**TASK GOAL:** Provide a single number: the count of lines containing the string "index".

**INFORMATION SHOWN:**
-- Start --

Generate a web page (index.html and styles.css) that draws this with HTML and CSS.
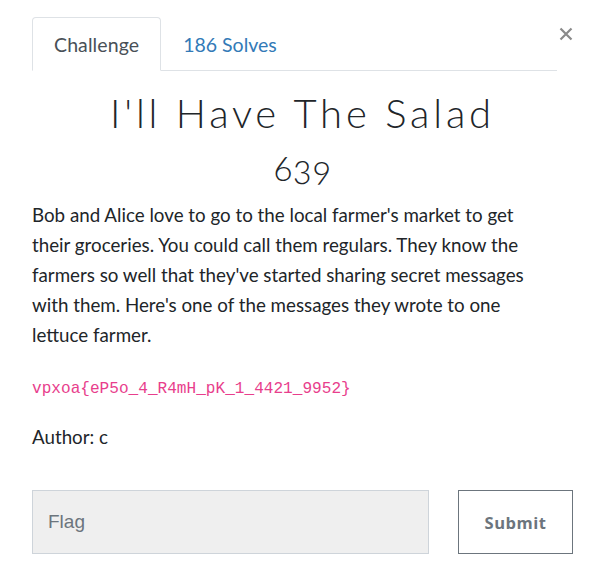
FILE: index.html
```html
<!DOCTYPE html>
<html>
<head>
<meta charset="utf-8">
<link rel="stylesheet" href="styles.css">
</head>
<body>
<div class="modal">
  <button class="close" aria-label="Close">
    <svg width="14" height="14" viewBox="0 0 14 14"><path d="M1.5 1.5 L12.5 12.5 M12.5 1.5 L1.5 12.5" stroke="#8a8a8a" stroke-width="2.2" stroke-linecap="butt"/></svg>
  </button>
  <ul class="tabs">
    <li class="tab active">Challenge</li>
    <li class="tab link">186 Solves</li>
  </ul>
  <h2 class="title">I'll Have The Salad</h2>
  <h3 class="points">639</h3>
  <p class="desc">Bob and Alice love to go to the local farmer's market to get their groceries. You could call them regulars. They know the farmers so well that they've started sharing secret messages with them. Here's one of the messages they wrote to one lettuce farmer.</p>
  <p class="code"><code>vpxoa{eP5o_4_R4mH_pK_1_4421_9952}</code></p>
  <p class="author">Author: c</p>
  <form class="submit-row">
    <input class="flag" type="text" placeholder="Flag">
    <button class="submit" type="button">Submit</button>
  </form>
</div>
</body>
</html>
```
FILE: styles.css
```css
html, body {
  margin: 0;
  padding: 0;
  background: #fff;
}
body {
  font-family: Lato, "Noto Sans", sans-serif;
  color: #212529;
}
.modal {
  position: relative;
  width: 541px;
  padding: 17px 0 0 32px;
}
.close {
  position: absolute;
  top: 27px;
  right: 0;
  width: 14px;
  height: 14px;
  padding: 0;
  border: 0;
  background: none;
  display: block;
}
.close svg { display: block; }
.tabs {
  list-style: none;
  margin: 0;
  padding: 0;
  width: 525px;
  display: flex;
  border-bottom: 1px solid #dee2e6;
}
.tab {
  font-size: 19.5px;
  line-height: 27px;
  padding: 13px 21px 12px 21px;
  border: 1px solid transparent;
  border-top-left-radius: 4px;
  border-top-right-radius: 4px;
  margin-bottom: -1px;
}
.tab.active {
  color: #495057;
  border-color: #dee2e6 #dee2e6 #fff;
  background: #fff;
  letter-spacing: 0.1px;
}
.tab.link {
  color: #337ab7;
  padding-left: 21px;
}
.title {
  font-family: Lato, sans-serif;
  font-weight: 300;
  font-size: 40px;
  line-height: 48px;
  letter-spacing: 3.8px;
  text-align: center;
  margin: 18px 0 0;
  color: #212529;
}
.points {
  font-weight: 300;
  font-size: 35px;
  line-height: 40px;
  font-feature-settings: "onum" 1;
  font-variant-numeric: oldstyle-nums;
  letter-spacing: 0.5px;
  text-align: center;
  margin: 10px 0 0;
  color: #212529;
}
.desc {
  max-width: 512px;
  font-size: 18.75px;
  line-height: 30px;
  margin: 13px 0 0;
  color: #212529;
}
.code {
  margin: 25px 0 0;
  line-height: 24px;
}
.code code {
  font-family: "Liberation Mono", monospace;
  font-size: 16.1px;
  color: #e83e8c;
}
.author {
  font-size: 18.75px;
  line-height: 30px;
  margin: 21px 0 0;
}
.submit-row {
  display: flex;
  justify-content: space-between;
  margin-top: 38px;
}
.flag {
  box-sizing: border-box;
  width: 397px;
  height: 64px;
  background: #efefef;
  border: 1px solid #ced4da;
  padding: 0 15px;
  font-family: "Liberation Sans", Arial, sans-serif;
  font-size: 19px;
  color: #495057;
  outline: none;
}
.flag::placeholder {
  color: #6c757d;
}
.submit {
  box-sizing: border-box;
  width: 115px;
  height: 64px;
  background: #fff;
  border: 1px solid #6c757d;
  color: #6c757d;
  font-family: "Open Sans", sans-serif;
  font-weight: 700;
  font-size: 16.5px;
  letter-spacing: 0.5px;
  border-radius: 0;
  padding: 0;
}
```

-- End --

**FULL SOLUTION:** 2